I agree with everyone here, focus on a single niche. Just make sure you focus on a growing niche (ie. Facebook ads) rather than SEO which has had it moment. Unless you are an amazing SEO and want to stay within Search and develop yourself as a thought leader. It's always best to double down on one thing, otherwise, you have little value in differentiating yourself from others offering a similar lineup.
I feel you! :)
I think trying to do everything is what can make freelancing a nightmare. I find it can be overwhelming for my mental space when I have too many clients and services that I offer.
I would instead try to go for a niche and get really good at that niche. It could include a few different services but they'd ideally be related. E.g Only do social media marketing (FB, Twitter, IG and Pinterest) and include FB ads. Or only do SEO (organic, adwords and local).
This way you can go for a couple of big clients on a nice retainer and not get your mind scattered and spread too thin, trying to do 15 different things for 15 different clients.
Less is more.
It is best to first analyze why you are doing this business... what so you want to achieve.... where do you see yourself 10 years from now, and what do you have to do to get there.
If you can achieve your goal easily by scaling back, then follow that route and try creating expertise in a single niche.

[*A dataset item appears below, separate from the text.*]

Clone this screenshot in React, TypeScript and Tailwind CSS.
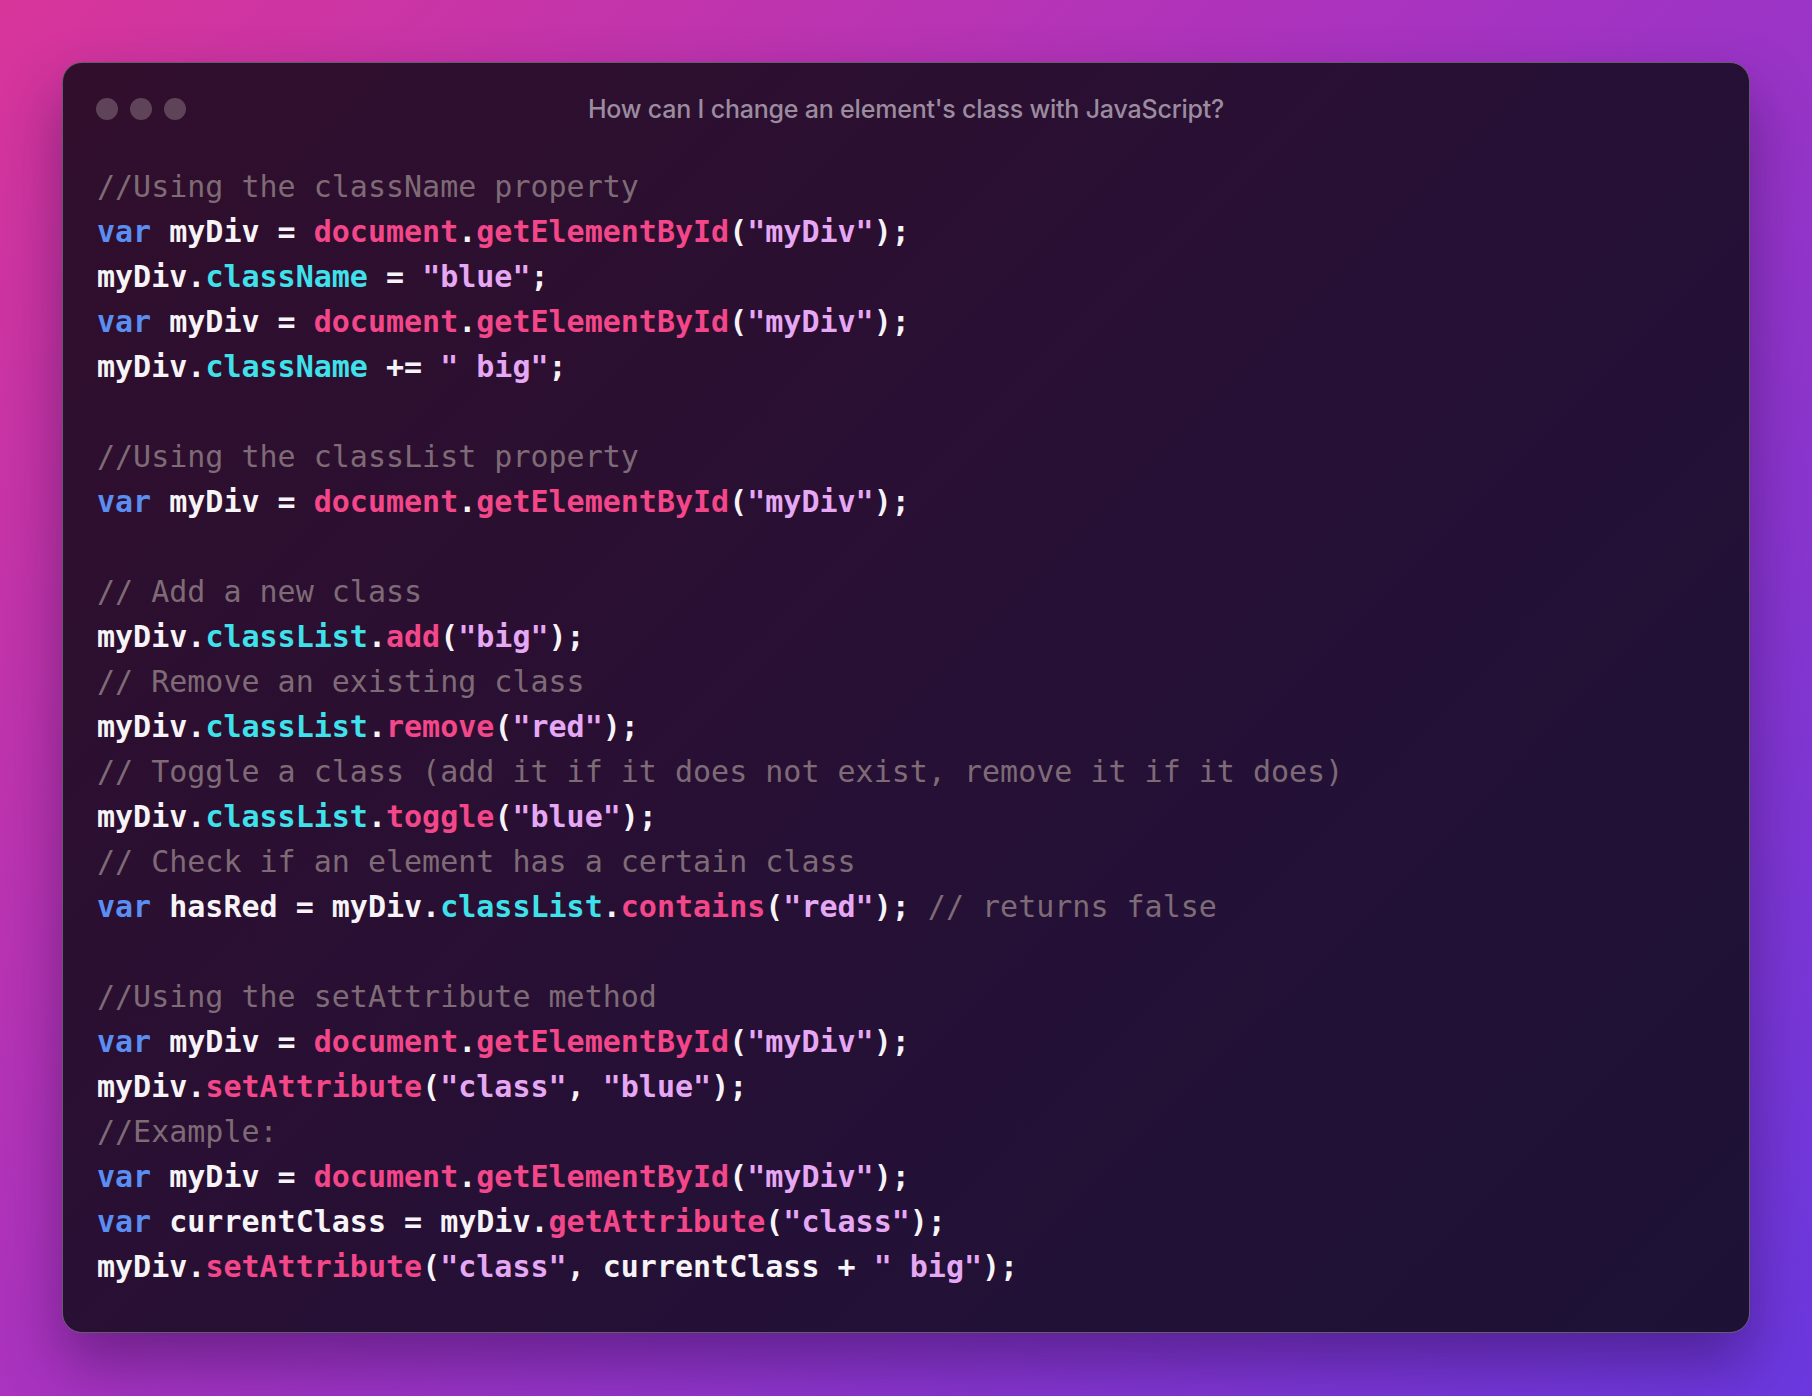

But if your goal seems too far, you may consider reorganising your business, so that you can create revenue through multiple streams.
Since you mentioned you want to be nice and small in a happy way, then maybe looking at creating a niche is better.
It is still suggested, you add more clarity to your long term goal. Describe what you exactly want, and proceed from there.
All the best!
I like to think of those 'Donuts and Chinese Food Restaurant' hybrids. Can you promote yourself as just a mainstream social media expert? that would be perfect. You can still take other work-- just don't promote it.... I prefer my Chinese food sans donut grease.